*What you should do*:
Search the material for "this" and show all lines that contain it.
— START OF Data provided —
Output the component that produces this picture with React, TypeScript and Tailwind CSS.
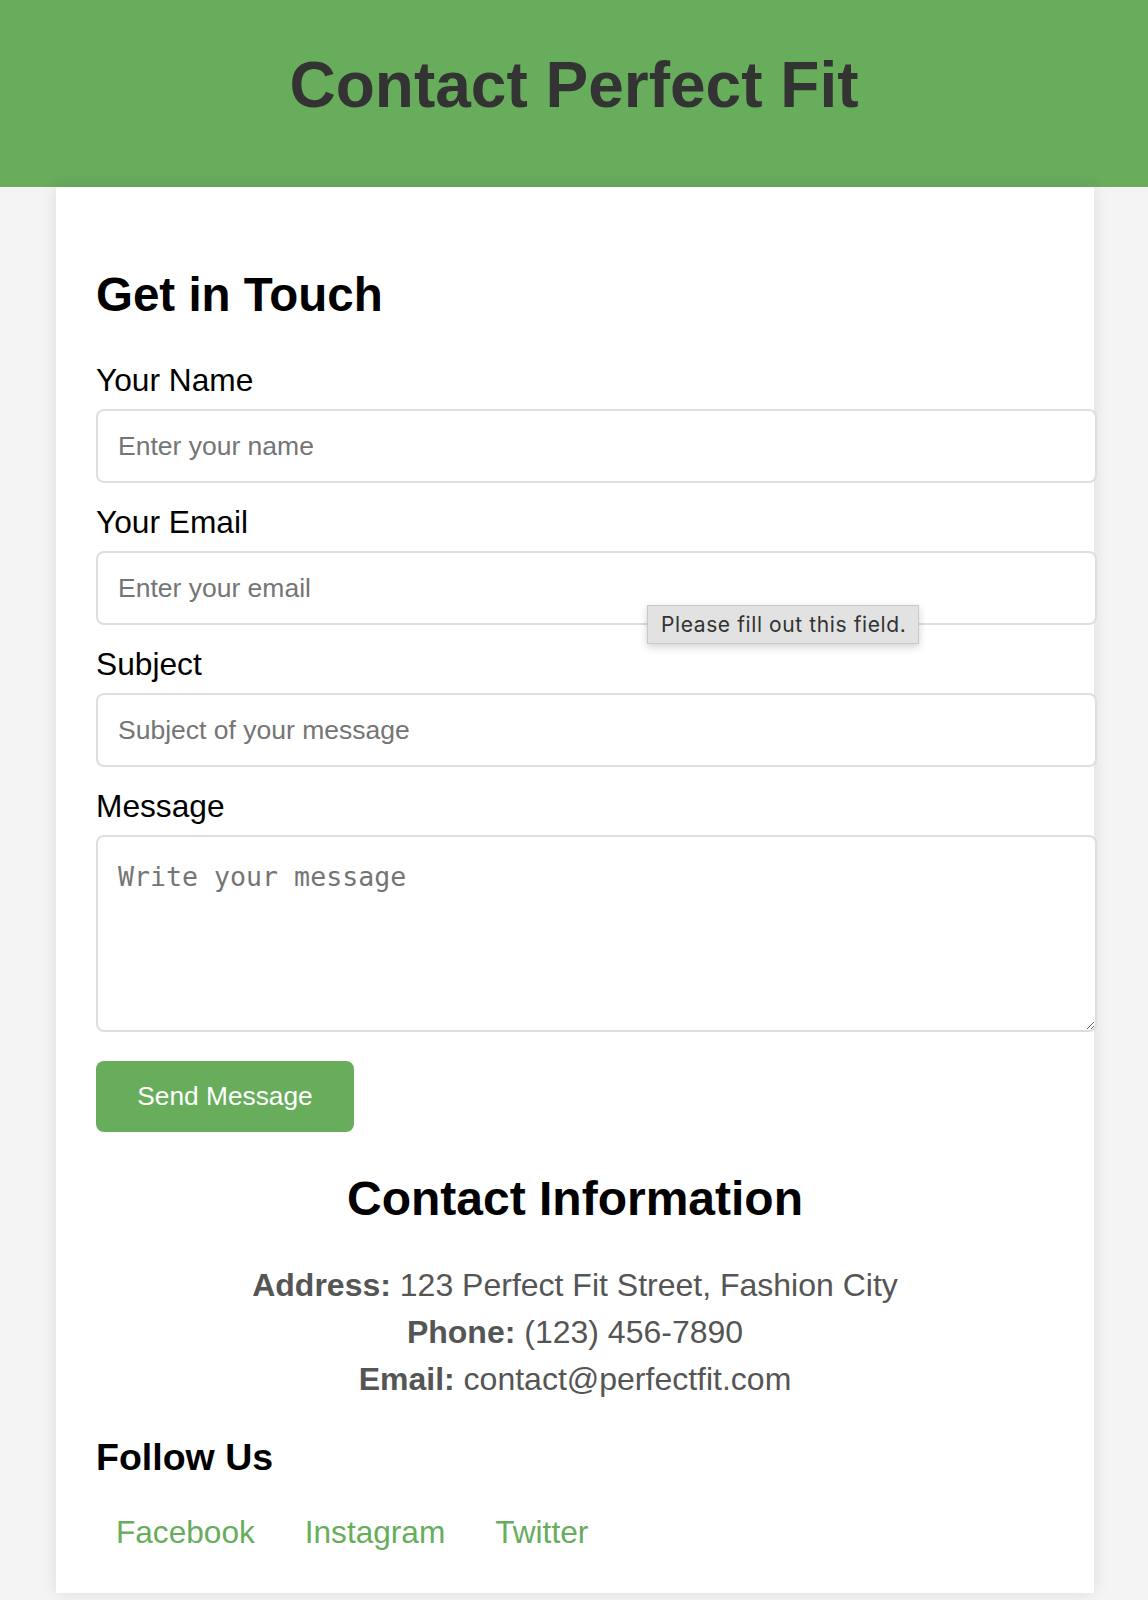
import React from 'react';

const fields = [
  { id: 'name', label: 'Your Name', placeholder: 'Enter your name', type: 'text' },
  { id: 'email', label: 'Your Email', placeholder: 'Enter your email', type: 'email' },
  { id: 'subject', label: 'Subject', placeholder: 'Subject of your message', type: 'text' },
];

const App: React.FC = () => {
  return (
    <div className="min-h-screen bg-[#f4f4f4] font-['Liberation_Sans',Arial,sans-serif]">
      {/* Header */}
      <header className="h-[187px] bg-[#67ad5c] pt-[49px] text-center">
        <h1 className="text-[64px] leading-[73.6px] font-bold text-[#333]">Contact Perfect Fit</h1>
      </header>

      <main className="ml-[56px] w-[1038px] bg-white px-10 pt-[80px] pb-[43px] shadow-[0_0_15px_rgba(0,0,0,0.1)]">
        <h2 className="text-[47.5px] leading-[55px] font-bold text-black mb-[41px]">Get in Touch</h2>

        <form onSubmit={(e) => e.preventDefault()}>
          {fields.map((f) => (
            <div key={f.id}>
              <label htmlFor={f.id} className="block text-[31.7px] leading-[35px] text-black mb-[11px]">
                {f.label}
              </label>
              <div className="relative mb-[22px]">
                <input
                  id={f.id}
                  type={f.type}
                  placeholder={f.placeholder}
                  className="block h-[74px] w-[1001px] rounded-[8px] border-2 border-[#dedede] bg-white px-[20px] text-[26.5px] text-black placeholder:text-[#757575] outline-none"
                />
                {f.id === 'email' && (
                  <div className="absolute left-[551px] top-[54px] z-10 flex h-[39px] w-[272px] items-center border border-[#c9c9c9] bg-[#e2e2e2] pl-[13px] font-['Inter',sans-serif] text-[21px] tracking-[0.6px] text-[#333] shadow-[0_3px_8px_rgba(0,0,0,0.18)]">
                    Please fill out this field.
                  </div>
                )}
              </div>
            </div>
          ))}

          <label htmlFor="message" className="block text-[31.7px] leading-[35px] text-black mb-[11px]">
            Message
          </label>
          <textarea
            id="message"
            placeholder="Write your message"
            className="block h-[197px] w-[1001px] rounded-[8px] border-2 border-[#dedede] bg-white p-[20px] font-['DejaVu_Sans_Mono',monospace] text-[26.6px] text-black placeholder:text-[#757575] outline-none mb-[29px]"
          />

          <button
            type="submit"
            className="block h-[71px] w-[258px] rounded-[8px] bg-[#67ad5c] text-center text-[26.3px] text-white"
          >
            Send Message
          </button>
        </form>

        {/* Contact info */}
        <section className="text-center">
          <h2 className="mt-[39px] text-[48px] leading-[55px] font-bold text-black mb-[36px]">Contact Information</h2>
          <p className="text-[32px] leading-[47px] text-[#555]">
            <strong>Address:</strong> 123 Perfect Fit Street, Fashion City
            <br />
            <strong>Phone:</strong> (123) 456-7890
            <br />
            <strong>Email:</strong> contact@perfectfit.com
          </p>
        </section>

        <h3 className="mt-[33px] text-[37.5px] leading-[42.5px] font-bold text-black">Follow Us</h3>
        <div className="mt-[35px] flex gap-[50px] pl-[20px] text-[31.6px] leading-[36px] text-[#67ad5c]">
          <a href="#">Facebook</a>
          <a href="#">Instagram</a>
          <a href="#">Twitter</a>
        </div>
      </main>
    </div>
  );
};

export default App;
— END OF Data provided —
*Answer to the task*:
Output the component that produces this picture with React, TypeScript and Tailwind CSS.
                    Please fill out this field.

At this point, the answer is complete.